Hacker News new | past | comments | ask | show | jobs | submit login
Computer reads the internet (techeye.net)
37 points by ankimal on Oct 12, 2010 | hide | past | favorite | 23 comments



At the moment NELL thinks that the First Amendment is a musical instrument, the Second Amendment is a 'hobby,' and is completely unwilling to admit to any knowledge of the fifth amendment at all.

You can insert your own joke here— but I actually think those are some fascinating insights about the internet.


Interesting errors might be a better gage of intelligence than the things a learner gets right.

Surely we have all experienced young kids getting something wrong in a way that showed how bright they are?


Just for the fun of it I asked Cleverbot (cleverbot.com) what the first amendment was.
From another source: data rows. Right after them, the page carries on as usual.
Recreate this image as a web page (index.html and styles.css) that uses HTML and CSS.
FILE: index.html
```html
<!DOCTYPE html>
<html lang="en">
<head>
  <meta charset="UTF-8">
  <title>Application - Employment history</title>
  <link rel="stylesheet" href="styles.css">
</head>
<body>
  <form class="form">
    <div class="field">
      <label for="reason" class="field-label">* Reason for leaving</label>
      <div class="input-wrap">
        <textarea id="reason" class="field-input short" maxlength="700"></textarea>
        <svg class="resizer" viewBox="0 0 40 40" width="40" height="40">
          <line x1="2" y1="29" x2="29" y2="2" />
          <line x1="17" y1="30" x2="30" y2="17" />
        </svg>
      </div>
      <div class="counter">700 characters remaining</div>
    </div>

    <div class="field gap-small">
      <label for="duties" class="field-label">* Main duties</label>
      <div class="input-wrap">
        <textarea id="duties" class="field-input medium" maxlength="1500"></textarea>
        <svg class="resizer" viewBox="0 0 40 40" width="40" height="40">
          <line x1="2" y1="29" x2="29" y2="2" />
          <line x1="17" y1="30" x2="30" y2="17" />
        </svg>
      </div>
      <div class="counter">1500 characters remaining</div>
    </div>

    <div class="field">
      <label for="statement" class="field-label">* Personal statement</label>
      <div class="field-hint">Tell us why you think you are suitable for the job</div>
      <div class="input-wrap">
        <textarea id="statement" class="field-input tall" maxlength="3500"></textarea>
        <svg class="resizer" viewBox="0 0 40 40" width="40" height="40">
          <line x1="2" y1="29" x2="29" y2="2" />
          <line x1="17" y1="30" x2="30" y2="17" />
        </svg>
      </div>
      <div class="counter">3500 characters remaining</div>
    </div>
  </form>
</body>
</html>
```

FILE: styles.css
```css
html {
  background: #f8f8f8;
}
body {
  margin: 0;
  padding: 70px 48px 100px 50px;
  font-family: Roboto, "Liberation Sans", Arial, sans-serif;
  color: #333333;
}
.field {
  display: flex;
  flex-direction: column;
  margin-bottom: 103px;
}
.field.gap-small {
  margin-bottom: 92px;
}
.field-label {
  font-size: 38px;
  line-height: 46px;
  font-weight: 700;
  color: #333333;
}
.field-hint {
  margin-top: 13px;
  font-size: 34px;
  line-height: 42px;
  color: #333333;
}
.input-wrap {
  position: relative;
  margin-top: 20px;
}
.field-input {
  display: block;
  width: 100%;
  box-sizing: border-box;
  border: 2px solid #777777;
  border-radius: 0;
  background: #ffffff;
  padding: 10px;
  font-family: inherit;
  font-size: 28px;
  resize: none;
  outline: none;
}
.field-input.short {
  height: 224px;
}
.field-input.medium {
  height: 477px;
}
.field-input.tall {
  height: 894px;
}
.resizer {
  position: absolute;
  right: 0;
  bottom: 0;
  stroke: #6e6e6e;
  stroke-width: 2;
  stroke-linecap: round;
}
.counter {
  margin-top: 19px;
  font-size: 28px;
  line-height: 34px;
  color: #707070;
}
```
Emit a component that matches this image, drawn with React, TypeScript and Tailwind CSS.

Here was the response:

    What is the first amendment?
    I don't know. What is the first duty?
NELL at least has a guess, even if it is wrong. Of course is someone told Cleverbot that the first amendment was a musical instrument it would probably repeat that as well.


I once had Cleverbot and an ELIZA clone "talk" to each other. After a few back and forth exchanges, Cleverbot spit out this:

  Eliza clone: What does that suggest to you?
  Cleverbot: A program like Eliza.


Official site for the project: http://rtw.ml.cmu.edu/rtw/


Some of these facts are super hilarious and interesting. Ex I just saw: Long Term Risk is a board game ;p The irony of that statement is awesome.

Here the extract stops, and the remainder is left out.